Author Ivan Doig's book, Heart Earth, is a memoir based on his early years with his parents during the family's struggles in the rural West during the World War II Era. The characters' lives evolve as they struggle for livelihood in eastern Montana, and in Arizona, blending a melange of time, people and place. Foreshadowing warns of loss and heartbreak to come, as the family deals with their challenges. Doig used letters written by the mother he only knew during early childhood, to fill in and build her story and character. Personally, I write and enjoy reading a more direct or journalistic style. I was sidetracked by the author's literary rambling, which became cumbersome. Perhaps his intention was to immerse the reader in the beauty of the landscape. Although I lost track of the story at times, I appreciate the land and cultural portrayed. Ultimately, the book is an important preservation of place and time.
I am a big fan of Ivan Doig, but this was just not his best work. Tried way too hard to hit the highfalutin' poetry-prose. Got tiresome. The book was written after Doig inherited some letters from his mother to his uncle during WWII, so it was, ostensibly, the telling fo a story he really didn't have access to before. There was not enough of the letters, and much of the story wasn't very believable, because he recounts in great detail experiences he had when he was not yet six. Maybe he can remember much better than I, but if so, then it seems he would have been perfectly able to tell this story without the letters, and the incidents ought to have appeared in his earlier memoir. Don't write him off on the basis of this--the rest of his work is wonderful. But you can afford to give this a miss.

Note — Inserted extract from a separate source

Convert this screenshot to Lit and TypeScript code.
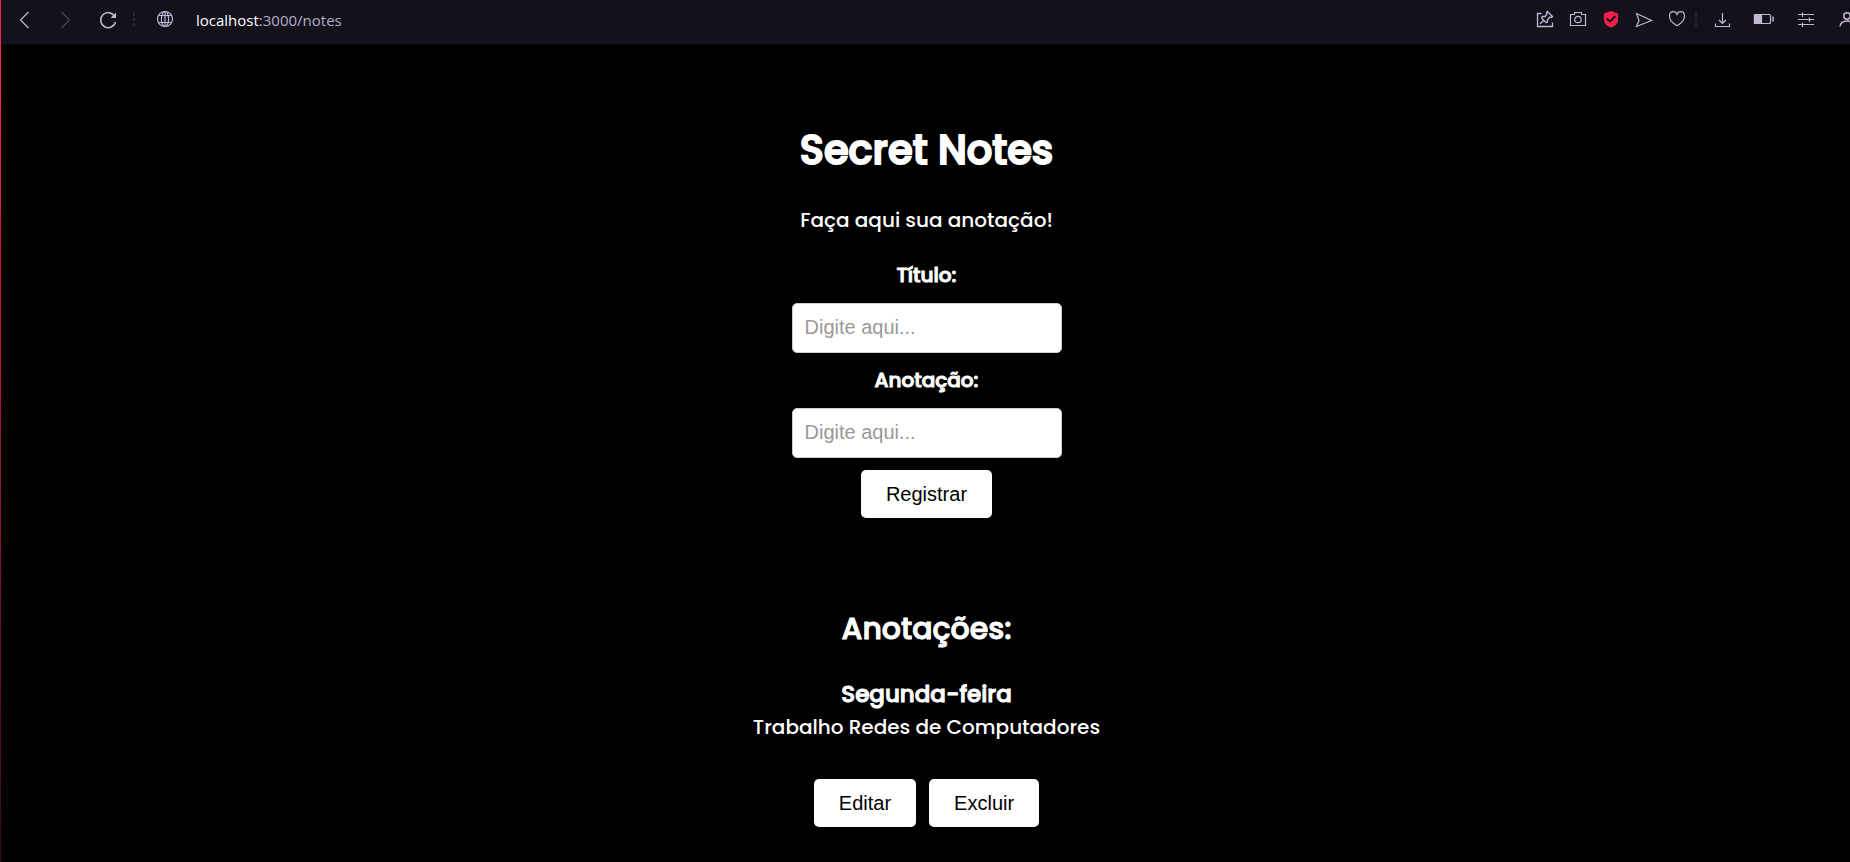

This was a short read, and I guess happenstantially I have read 2 non-fiction books by Doig. He really does enjoy an eloquence of wording that takes a while to find the rhythm of, but is full of heart and care for his subject and story. This auto-biographical look into his early childhood through the letters written to his uncle during the Second World War is touching and heartfelt. He struggles with his early memories of growing up in his family and life with his mother and father that changed very quickly for him at a young age. Doig’s writing can be a bit over the top and overly grandiose, but he is a heartfelt storyteller who weaves a lovely yarn about his own life and I am glad to have read this offering by him.

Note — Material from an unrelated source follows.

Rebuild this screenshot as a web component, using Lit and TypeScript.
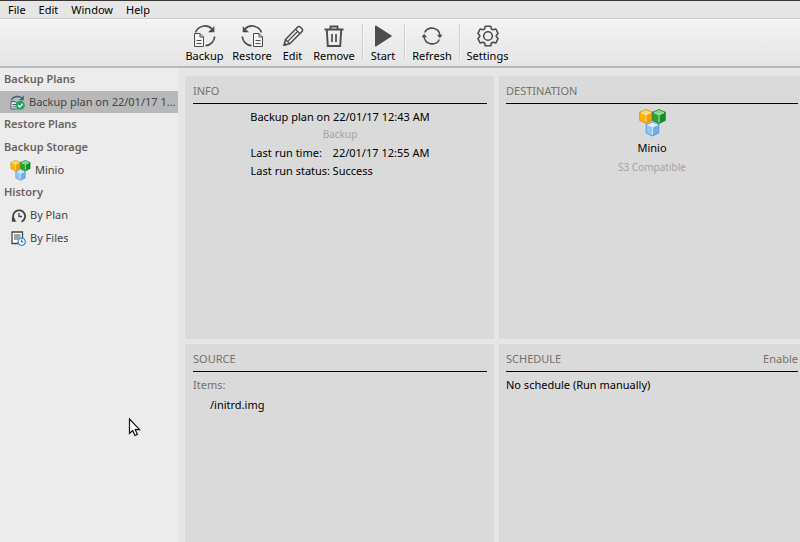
import { LitElement, html, svg, css, nothing } from "lit";
import { customElement, property } from "lit/decorators.js";

const cube = (x: number, y: number, top: string, left: string, right: string, edge: string) => svg`
  <g transform="translate(${x} ${y})" stroke=${edge} stroke-width=".8" stroke-linejoin="round">
    <path d="M7 .5 13.3 3.2 7 6 .7 3.2Z" fill=${top}/>
    <path d="M.7 3.2 7 6V14.5L.7 11.5Z" fill=${left}/>
    <path d="M13.3 3.2 7 6V14.5L13.3 11.5Z" fill=${right}/>
    <path d="M1.8 3.5 7 5.8 12.2 3.5M7 6V13.5" fill="none" stroke="#fff" stroke-opacity=".75" stroke-width="1.1"/>
  </g>`;

const icons: Record<string, unknown> = {
  backup: svg`<g fill="none" stroke="#4d4d4d">
    <path d="M2.5 8.5A10 10 0 0 1 19 5" stroke-width="1.7"/>
    <path d="M21.7 12.5A9.8 9.8 0 0 1 12.5 21.6" stroke-width="1.7"/>
    <path d="M1.5 9.5H7L10.5 13V22.5H1.5Z" fill="#f5f5f5"/><path d="M7 9.5V13H10.5M3.5 16.5H8.5M3.5 19.5H8.5"/></g>
    <path d="M21.3 2.2V8.2H15Z" fill="#4d4d4d"/>`,
  restore: svg`<g fill="none" stroke="#4d4d4d">
    <path d="M5 5A10 10 0 0 1 21.5 8.5" stroke-width="1.7"/>
    <path d="M2.3 12.5A9.8 9.8 0 0 0 11.5 21.6" stroke-width="1.7"/>
    <path d="M13.5 9.5H19L22.5 13V22.5H13.5Z" fill="#f5f5f5"/><path d="M19 9.5V13H22.5M15.5 16.5H20.5M15.5 19.5H20.5"/></g>
    <path d="M2.7 2.2V8.2H9Z" fill="#4d4d4d"/>`,
  edit: svg`<g fill="none" stroke="#4d4d4d" stroke-width="1.5" stroke-linejoin="round">
    <path d="M3 21.3 4.5 15.5 16.5 3.2Q18 1.7 19.5 3.2L21 4.8Q22.3 6.2 20.8 7.7L8.8 19.7Z"/>
    <path d="M14.5 5.2 18.8 9.5M4.5 15.5 8.8 19.7M6.8 17.4 16.5 7.5" stroke-width="1.2"/></g>
    <path d="M2.5 21.8 3.5 18 6.3 20.8Z" fill="#4d4d4d"/>`,
  remove: svg`<g fill="none" stroke="#4d4d4d" stroke-width="1.9">
    <path d="M2.5 5.5H21.5M8.5 5V2.5H15.5V5M4.8 6 5.8 22H18.2L19.2 6"/>
    <path d="M10 10V18M14 10V18" stroke-width="1.7"/></g>`,
  start: svg`<path d="M5 1.5 20.5 11.5Q21 12 20.5 12.5L5 22.5Q4 22.8 4 21.5V2.5Q4 1.2 5 1.5Z" fill="#4d4d4d"/>`,
  refresh: svg`<g fill="none" stroke="#4d4d4d" stroke-width="1.6">
    <path d="M4.6 8.5A8.2 8.2 0 0 1 20 11.5M19.4 15.5A8.2 8.2 0 0 1 4 12.5"/></g>
    <path d="M17 10.8H22.5L19.9 14.2ZM1.5 13.2H7L4.1 9.8Z" fill="#4d4d4d"/>`,
  settings: svg`<g fill="none" stroke="#4d4d4d" stroke-width="1.6" stroke-linejoin="round">
    <circle cx="12" cy="12" r="4.3"/>
    <path d="M9.3 2.2H14.7L15.5 5 17 5.8 19.9 5 22 9.4 20.3 11.4V12.6L22 14.6 19.9 19 17 18.2 15.5 19 14.7 21.8H9.3L8.5 19 7 18.2 4.1 19 2 14.6 3.7 12.6V11.4L2 9.4 4.1 5 7 5.8 8.5 5Z"/></g>`,
  cubes: svg`${cube(0, 0, "#ffdf5a", "#ffb400", "#f59a00", "#d98a00")}
    ${cube(13, 0, "#7fdc7a", "#23a833", "#12912a", "#0b7d22")}
    ${cube(6.5, 12.5, "#d9efff", "#8cc8fa", "#68b0ee", "#4b8fce")}`,
  plan: svg`<g fill="none" stroke="#44606f">
    <path d="M1.2 5A7 6.5 0 0 1 12 3" stroke-width="1.5"/>
    <path d="M1 6.5H5L7.5 8.5V14H1Z" fill="#d8eaf5"/><path d="M2.5 9.5H6M2.5 11.8H6"/></g>
    <path d="M13.8 .5V5.2H9Z" fill="#44606f"/>
    <circle cx="10.3" cy="10.2" r="4.5" fill="#20a65a"/>
    <path d="M8 10.2 9.8 12 12.7 8.8" fill="none" stroke="#fff" stroke-width="1.4"/>`,
  clock: svg`<path d="M3.8 12.5A6 6 0 1 1 10.5 13.8" fill="none" stroke="#454545" stroke-width="1.8"/>
    <path d="M.8 13.8V9L5.8 13.8Z" fill="#454545"/>
    <path d="M8 5V8.5H11" fill="none" stroke="#454545" stroke-width="1.3"/>`,
  files: svg`<path d="M1 1H11.5V12.5H1Z" fill="#fff" stroke="#454545" stroke-width="1.3"/>
    <path d="M3 4H9.5M3 6H9.5M3 8H7.5" stroke="#454545"/>
    <circle cx="10.7" cy="10.7" r="3.6" fill="#fff" stroke="#2d8fc9" stroke-width="1.3"/>
    <path d="M10.7 8.5V11H12.3" fill="none" stroke="#454545"/>`,
  pointer: svg`<path d="M1.5 1V15.5L4.7 12.6 6.9 17.5 9.4 16.4 7.3 11.7H11.5Z" fill="#fff" stroke="#111" stroke-width="1.2"/>`,
};

const boxes: Record<string, string> = {
  cubes: "0 0 27 28", plan: "0 0 15 15", clock: "0 0 15 15", files: "0 0 15 15", pointer: "0 0 13 19",
};

const icon = (name: string, cls = "") =>
  html`<svg class=${cls} viewBox=${boxes[name] ?? "0 0 24 24"} aria-hidden="true">${icons[name]}</svg>`;

const base = css`
  * { box-sizing: border-box; }
  button {
    appearance: none; border: 0; background: none; padding: 0; margin: 0;
    font: inherit; color: inherit; cursor: default;
  }
  h2, h3, p, dl, dd, ul { margin: 0; padding: 0; list-style: none; font: inherit; }
`;

@customElement("detail-panel")
class DetailPanel extends LitElement {
  @property() heading = "";
  @property() action = "";

  static styles = [base, css`
    :host { display: block; min-width: 0; background: #dadada; padding: 8px 7px; }
    header {
      display: flex; justify-content: space-between; height: 20px; line-height: 14px;
      border-bottom: 1px solid #000; color: #77706c;
    }
    header button { height: 14px; line-height: 14px; }
  `];

  render() {
    return html`
      <header><h2>${this.heading}</h2>${this.action ? html`<button>${this.action}</button>` : nothing}</header>
      <slot></slot>`;
  }
}

@customElement("app-root")
class AppRoot extends LitElement {
  static styles = [base, css`
    :host {
      display: flex; flex-direction: column; min-height: 100vh; overflow: hidden;
      box-sizing: border-box; position: relative; background: #e6e6e6; color: #000;
      font: 11px/18px "Noto Sans", "Open Sans", sans-serif;
      border-top: 1px solid #3a3634;
    }
    .menu {
      display: flex; gap: 13px; padding: 0 8px; height: 18px;
      border-bottom: 1px solid #cacaca;
    }
    .menu button { line-height: 17px; }
    .toolbar {
      display: grid; padding: 4px 0 0 181px; height: 49px;
      grid-template-columns: 47px 48px 33px 50px 8px 32px 12px 42px 14px 41px;
      background: linear-gradient(#f3f3f3, #e5e5e5);
      border-top: 1px solid #fafafa; border-bottom: 2px solid #b9b9b9;
    }
    .toolbar button { display: flex; flex-direction: column; align-items: center; line-height: 16px; white-space: nowrap; }
    .toolbar svg { width: 24px; height: 24px; }
    .sep { justify-self: center; width: 2px; height: 36px; border-left: 1px solid #cfcfcf; border-right: 1px solid #f7f7f7; }
    .body { display: flex; flex: 1; }
    aside { width: 178px; flex: none; background: #ececec; color: #444; }
    aside h3 { height: 23px; line-height: 22px; padding-left: 4px; font-weight: 600; color: #69625f; }
    aside ul { display: grid; grid-template-columns: minmax(0, 1fr); gap: 1px; }
    .item {
      display: flex; align-items: center; width: 100%; height: 22px; padding: 0 2px 0 10px;
      gap: 4px; text-align: left;
    }
    .item svg { width: 15px; height: 15px; flex: none; }
    .item .cubes { width: 21px; height: 21px; }
    .history .item { padding-left: 11px; }
    .selected { background: #b8b8b8; }
    .name { overflow: hidden; white-space: nowrap; text-overflow: ellipsis; }
    main {
      flex: 1; min-width: 0; display: grid; gap: 5px; padding: 8px 0 0 7px;
      grid-template-columns: 309fr 301fr; grid-template-rows: minmax(263px, auto) 1fr;
    }
    .main { padding-left: 8px; }
    .edge { padding-right: 2px; }
    .center { display: flex; flex-direction: column; align-items: center; padding-top: 4px; }
    .muted { color: #a3a3a3; font-size: 10px; line-height: 16px; }
    dl { display: grid; grid-template-columns: 82px auto; padding-top: 2px; white-space: nowrap; }
    .logo { width: 27px; height: 28px; }
    .dest { gap: 1px; padding-top: 5px; line-height: 20px; }
    .items { line-height: 20px; padding-top: 3px; }
    .label { color: #77706c; }
    .items li { padding-left: 17px; }
    .pointer { position: absolute; left: 128px; top: 417px; width: 13px; height: 19px; }
  `];

  render() {
    const tool = (id: string, label: string) => html`<button>${icon(id)}${label}</button>`;
    const sep = html`<span class="sep"></span>`;
    const item = (id: string, label: string, selected = false) =>
      html`<li><button class="item ${selected ? "selected" : ""}">${icon(id, id)}<span class="name">${label}</span></button></li>`;

    return html`
      <nav class="menu">${["File", "Edit", "Window", "Help"].map((m) => html`<button>${m}</button>`)}</nav>
      <div class="toolbar" role="toolbar">
        ${tool("backup", "Backup")}${tool("restore", "Restore")}${tool("edit", "Edit")}${tool("remove", "Remove")}
        ${sep}${tool("start", "Start")}${sep}${tool("refresh", "Refresh")}${sep}${tool("settings", "Settings")}
      </div>
      <div class="body">
        <aside>
          <h3>Backup Plans</h3>
          <ul>${item("plan", "Backup plan on 22/01/17 12:43 AM", true)}</ul>
          <h3>Restore Plans</h3>
          <h3>Backup Storage</h3>
          <ul>${item("cubes", "Minio")}</ul>
          <h3>History</h3>
          <ul class="history">${item("clock", "By Plan")}${item("files", "By Files")}</ul>
        </aside>
        <main>
          <detail-panel class="main" heading="INFO">
            <div class="center">
              <p>Backup plan on 22/01/17 12:43 AM</p>
              <p class="muted">Backup</p>
              <dl>
                <dt>Last run time:</dt><dd>22/01/17 12:55 AM</dd>
                <dt>Last run status:</dt><dd>Success</dd>
              </dl>
            </div>
          </detail-panel>
          <detail-panel class="edge" heading="DESTINATION">
            <div class="center dest">
              ${icon("cubes", "logo")}
              <p>Minio</p>
              <p class="muted">S3 Compatible</p>
            </div>
          </detail-panel>
          <detail-panel class="main" heading="SOURCE">
            <div class="items">
              <p class="label">Items:</p>
              <ul><li>/initrd.img</li></ul>
            </div>
          </detail-panel>
          <detail-panel class="edge" heading="SCHEDULE" action="Enable">
            <p class="items">No schedule (Run manually)</p>
          </detail-panel>
        </main>
      </div>
      ${icon("pointer", "pointer")}`;
  }
}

I really don't like to say this, but I hated this book. I listened to the audible version and I could not get past the first 15 minutes. I even went back and re-listened to certain parts, but this book was too frustrating to listen to. The run on sentences drove me crazy. Several people in my book club had issues with the run on sentences as well, though those who read the paper book said it was easier to read then to listen to. Given that I'm willing to try reading the paper back and see if I like it better. A friend suggested that the sentences seem lyrical and maybe it was meant to be a song to his mother. Maybe singing will make the book easier to read. I definitely wouldn't recommend listening to it.

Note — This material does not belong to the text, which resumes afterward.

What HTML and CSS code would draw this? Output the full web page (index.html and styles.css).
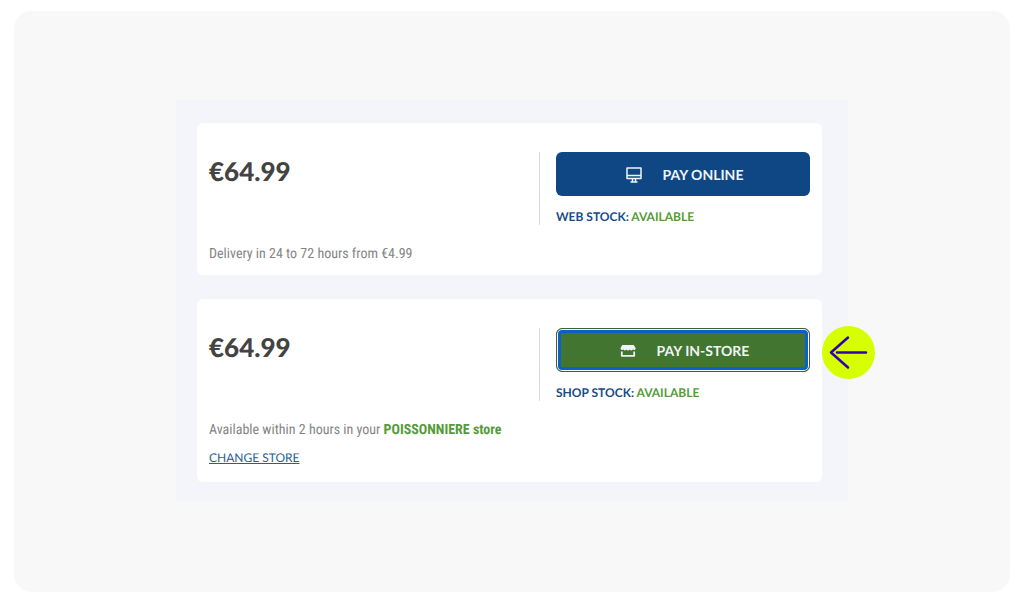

What a touching story. Although, I've researched Ivan Doig's story. Reading facts is a lot different that reading the story he tells about his life... or actually, his mother's life. He was only 6 when his mother passed. She died on his birthday. What a story of how he came to have his mother's letters. I guess every family has rifts in it. It was inspiring to see how his father and grandmother sort of mended their relationship so as to help raise Ivan. A lesson many of us could learn.. before it's too late.